A significant shift is underway in the regulatory landscape of the U.S. banking industry, as a key post-crisis banking rule faces major changes driven by Congress and the Trump administration. The Dodd-Frank Wall Street Reform and Consumer Protection Act, enacted in the aftermath of the 2008 financial crisis, established stringent regulations aimed at preventing another economic meltdown. However, recent legislative actions signal a rollback of some of these critical regulations, sparking debates over the potential impact on the financial system and the broader economy.
The Dodd-Frank Act: A Brief Overview
The Dodd-Frank Act was introduced in 2010 as a comprehensive response to the financial crisis that had shaken the global economy. The legislation imposed strict oversight on financial institutions, introduced the Volcker Rule to limit risky trading activities, and established the Consumer Financial Protection Bureau (CFPB) to protect consumers from predatory financial practices. The law also increased capital requirements for banks and mandated regular stress tests to ensure financial stability.
The Push for Deregulation
Since taking office, President Donald Trump and his administration have consistently advocated for rolling back financial regulations, arguing that the Dodd-Frank Act imposed excessive burdens on banks, particularly smaller community banks and credit unions. The administration and its supporters in Congress contend that these regulations stifle economic growth, limit access to credit, and hinder the competitiveness of U.S. financial institutions.
In 2018, Congress passed the Economic Growth, Regulatory Relief, and Consumer Protection Act, which significantly scaled back portions of Dodd-Frank. The legislation raised the threshold for banks subject to enhanced regulatory scrutiny from $50 billion to $250 billion in assets, effectively exempting many regional and mid-sized banks from the most stringent regulations. This change has been lauded by the banking industry but has raised concerns among regulators and consumer advocates.
Implications for the Banking Industry
The changes to Dodd-Frank are expected to have several implications for the banking industry. Proponents argue that easing these regulations will allow banks to lend more freely, particularly to small businesses and consumers, thereby stimulating economic growth. They also believe that reducing compliance costs will enable banks to allocate more resources toward innovation and customer service.
However, critics warn that these rollbacks could increase the risk of financial instability by allowing banks to engage in riskier activities without sufficient oversight. They argue that the original Dodd-Frank provisions were essential for preventing the kinds of reckless behavior that led to the 2008 crisis. By loosening these regulations, there is concern that the financial system could become more vulnerable to future shocks.

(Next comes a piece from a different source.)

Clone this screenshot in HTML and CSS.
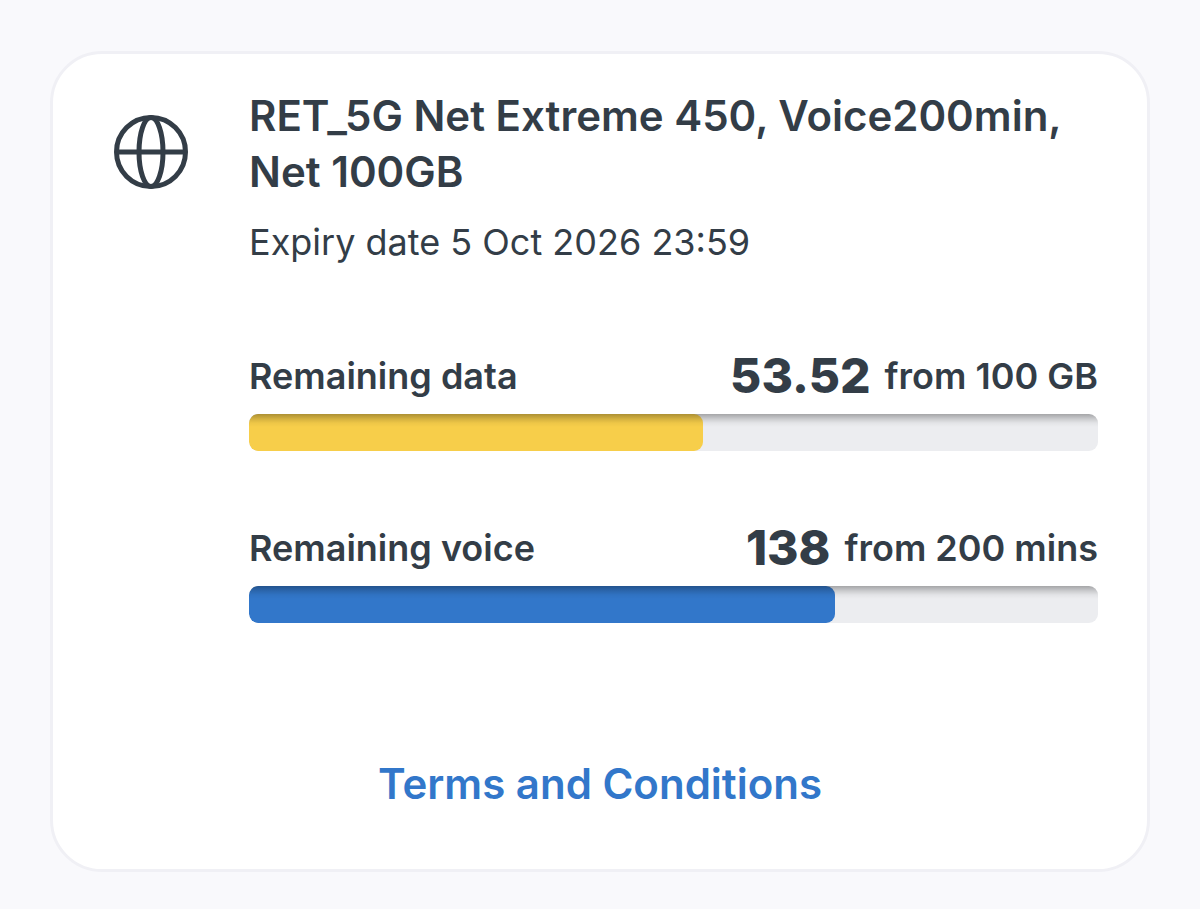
FILE: index.html
```html
<!DOCTYPE html>
<html lang="en">
<head>
  <meta charset="UTF-8">
  <meta name="viewport" content="width=device-width, initial-scale=1.0">
  <title>My Package</title>
  <link rel="stylesheet" href="styles.css">
</head>
<body>
  <main class="card">
    <div class="package">
      <svg class="icon" viewBox="0 0 74 74" aria-hidden="true">
        <circle cx="37" cy="37" r="34.5"/>
        <ellipse cx="37" cy="37" rx="12" ry="34.5"/>
        <path d="M2 37h70"/>
      </svg>
      <div class="details">
        <h1>RET_5G Net Extreme 450, Voice200min, Net 100GB</h1>
        <p class="expiry">Expiry date 5 Oct 2026 23:59</p>

        <section class="usage">
          <div class="usage-row">
            <h2>Remaining data</h2>
            <p><strong>53.52</strong> <span>from 100 GB</span></p>
          </div>
          <div class="bar"><div class="fill data" style="width: 53.52%"></div></div>
        </section>

        <section class="usage">
          <div class="usage-row">
            <h2>Remaining voice</h2>
            <p><strong>138</strong> <span>from 200 mins</span></p>
          </div>
          <div class="bar"><div class="fill voice" style="width: 69%"></div></div>
        </section>
      </div>
    </div>
    <a class="terms" href="#">Terms and Conditions</a>
  </main>
</body>
</html>
```
FILE: styles.css
```css
* {
  box-sizing: border-box;
}
body {
  margin: 0;
  padding: 51px 50px 37px;
  font-family: Inter, sans-serif;
  background-color: #f9f9fc;
  color: #333d47;
}
h1, h2, p {
  margin: 0;
}
.card {
  padding: 34px 0 57px;
  background-color: #fff;
  border: 3px solid #f0f0f5;
  border-radius: 52px;
}
.package {
  display: flex;
  gap: 61px;
  padding: 0 49px 0 61px;
}
.icon {
  flex: none;
  width: 74px;
  height: 74px;
  margin-top: 27px;
  fill: none;
  stroke: #333d47;
  stroke-width: 5;
}
.details {
  flex: 1;
}
h1 {
  font-size: 42px;
  font-weight: 600;
  line-height: 56px;
}
.expiry {
  margin-top: 18px;
  font-size: 36px;
  line-height: 48px;
}
.usage {
  margin-top: 80px;
}
.usage + .usage {
  margin-top: 67px;
}
.usage-row {
  display: flex;
  justify-content: space-between;
  align-items: center;
  line-height: 60px;
}
.usage-row h2, .usage-row p {
  font-size: 36px;
  font-weight: 600;
}
.usage-row p {
  display: flex;
  align-items: center;
  gap: 14px;
}
.usage-row strong {
  font-size: 48px;
  font-weight: 800;
}
.bar {
  position: relative;
  height: 37px;
  margin-top: 8px;
  overflow: hidden;
  background-color: #ecedf0;
  border-radius: 9px;
}
/* shade along the top edge, over both track and fill */
.bar::after {
  content: "";
  position: absolute;
  inset: 0;
  background: linear-gradient(rgba(0, 0, 0, 0.3), rgba(0, 0, 0, 0.14) 5px, rgba(0, 0, 0, 0.04) 9px, transparent 13px);
}
.fill {
  height: 100%;
  border-radius: 9px;
}
.data {
  background-color: #f7ce4a;
}
.voice {
  background-color: #3277ca;
}
.terms {
  display: block;
  width: fit-content;
  margin: 133px auto 0;
  font-size: 42px;
  font-weight: 600;
  line-height: 56px;
  text-decoration: none;
  color: #3277ca;
}
```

The Broader Economic Impact
The debate over the changes to Dodd-Frank extends beyond the banking sector, with potential broader economic implications. Supporters of deregulation argue that a more relaxed regulatory environment will boost economic growth, create jobs, and enhance the global competitiveness of U.S. financial institutions. However, opponents fear that the short-term benefits of deregulation could be outweighed by the long-term risks, including the possibility of another financial crisis.
Consumer protection is another area of concern. The reduction in regulatory oversight could lead to more aggressive lending practices and fewer safeguards for consumers. The weakening of the CFPB, which has been a target of the Trump administration, raises questions about the future of consumer protection in the financial industry.
The Road Ahead
As the changes to Dodd-Frank take effect, the financial industry, regulators, and policymakers will be closely watching the outcomes. The balance between promoting economic growth and ensuring financial stability will continue to be a central issue in the ongoing debate over financial regulation. The impact of these changes will likely shape the future of the U.S. banking system and its ability to withstand future economic challenges.
The significant changes to a key post-crisis banking rule, driven by Congress and the Trump administration, mark a pivotal moment for the U.S. financial system. While the deregulation efforts aim to spur economic growth and reduce burdens on banks, they also raise concerns about potential risks to financial stability and consumer protection. The long-term effects of these changes will be a critical factor in the evolution of the U.S. economy.